Your first interaction: Sit quietly on the floor in the room. Let the cat approach you. Read a book, talk quietly. Don't hover or force interaction. Some cats will approach within an hour; others take days.

Signs of stress to watch for: Not eating within 24 hours, not using the litter box within 12–24 hours, continuous hiding with no engagement. Mild hiding is normal; complete refusal to engage after 48 hours warrants gentle monitoring.

Days 1–3: The Base Room Phase

Allow the new cat to fully settle into the base room before any introduction attempts. Feed regular meals, provide enrichment (puzzle feeders, wand toys), and spend quiet time in the room daily.

Signs the cat is settling: Eating consistently, using the litter box, grooming, exploring the room, making eye contact with you, vocalizing.

Days 3–7: Scent Introduction (For Homes with Existing Pets)

If you have existing cats or dogs, scent introduction is the most important step.

How to do scent swapping:

  1. Take a soft cloth and rub it on your new cat's face and cheeks (where scent glands are concentrated)
  2. Place the cloth near your existing pet's feeding area or favorite spots
  3. Do the same in reverse: rub a cloth on your existing pet and place it in the base room for the new cat to investigate

Monitor reactions: Existing pets who sniff and then walk away normally are a good sign. Persistent hissing, growling, or agitation at the cloth suggests more time is needed before visual introduction.

Feeding on opposite sides of the door: Place food bowls on opposite sides of the closed base room door. The cats can smell each other while engaged in a positive experience (eating). Gradually move bowls closer to the door over several days.

Week 2: Visual Introduction

Once both pets are eating comfortably near the door and scent reactions are neutral, proceed to visual introduction.

Use a door prop or baby gate: Crack the door open 1–2 inches, or replace the door with a baby gate, to allow visual contact without physical access.

Watch for: Hissing or growling is normal and doesn't necessarily indicate a problem — it's communication. Watch for sustained, escalating aggression vs. initial tension that decreases. Positive signs: curiosity, approaching the gate, rubbing on the gate.

Supervised visits: Allow brief (5–15 minute) supervised visits in a neutral space. Have treats ready to reward calm behavior. If either animal becomes aggressive, calmly separate without punishment and go back to the previous stage.

Week 3+: Gradual Full Integration

Once supervised visits consistently go well (no sustained aggression, cats are showing curiosity or ignoring each other), allow the new cat supervised access to the full home. Gradually extend unsupervised time as trust builds.

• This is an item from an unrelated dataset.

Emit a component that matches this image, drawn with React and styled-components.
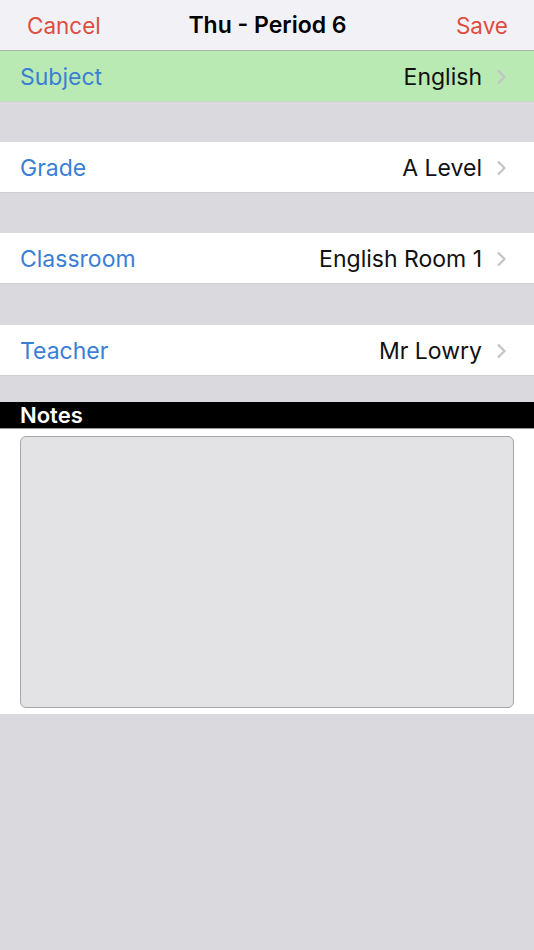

Key principles during integration:

  • Multiple litter boxes (rule: one per cat, plus one extra)
  • Multiple feeding stations (prevents resource guarding)
  • Multiple high perches (cats feel safer with vertical space)
  • Safe refuges the new cat can access that resident cats can't enter

Full integration where cats cohabitate comfortably typically takes 2–8 weeks. Some cats take months. The process cannot be rushed without risking sustained conflict.

Introducing a New Cat to Dogs

The process is similar to cat-to-cat introduction, with additional considerations:

Never let the dog "say hello" freely: Dog excitement and prey drive can be genuinely dangerous. The new cat must have complete control of interactions.

Dog must be on leash for initial visual introductions: Keep the dog calmly on leash, sitting, while the cat can move freely. Reward the dog heavily for calm behavior.

Provide cat-only zones: Tall cat trees, baby gates with cat doors, rooms the dog cannot access. The cat must always have a safe escape route.

The cat controls the pace: If the cat approaches the dog, allow it. If the cat retreats, restrain the dog and don't pursue.

Introducing a New Cat to Young Children

Children under 8 often move quickly and may be too rough with a new cat.

Rules for children:

  • No picking up the new cat — only petting when the cat approaches
  • Quiet voices in the base room
  • No chasing
  • Always let the cat choose to engage

Supervise all interactions during the first weeks. Teach children that the cat leaving is final — no following.

Common Mistakes to Avoid

Rushing the introduction: The most common mistake. The slow method feels unnecessarily cautious until you've seen what a rushed introduction produces.

Punishing hissing or growling: This communication is normal. Punishing it teaches the cat to suppress warning signals, making actual aggression more likely.

Free-roaming before the cat is settled: Giving a new cat the run of the house immediately is overwhelming and often leads to prolonged hiding.

Neglecting litter box placement: Placing the litter box near a high-traffic area or near the food bowl causes avoidance.

Conclusion

A successful cat introduction is measured in weeks, not days. The slow introduction method feels slower than necessary when you're excited to have a new pet — but it pays back significantly in a confident, settled cat and peaceful multi-pet household. Follow each phase, trust the process, and let the cat's behavior guide your timing rather than the calendar.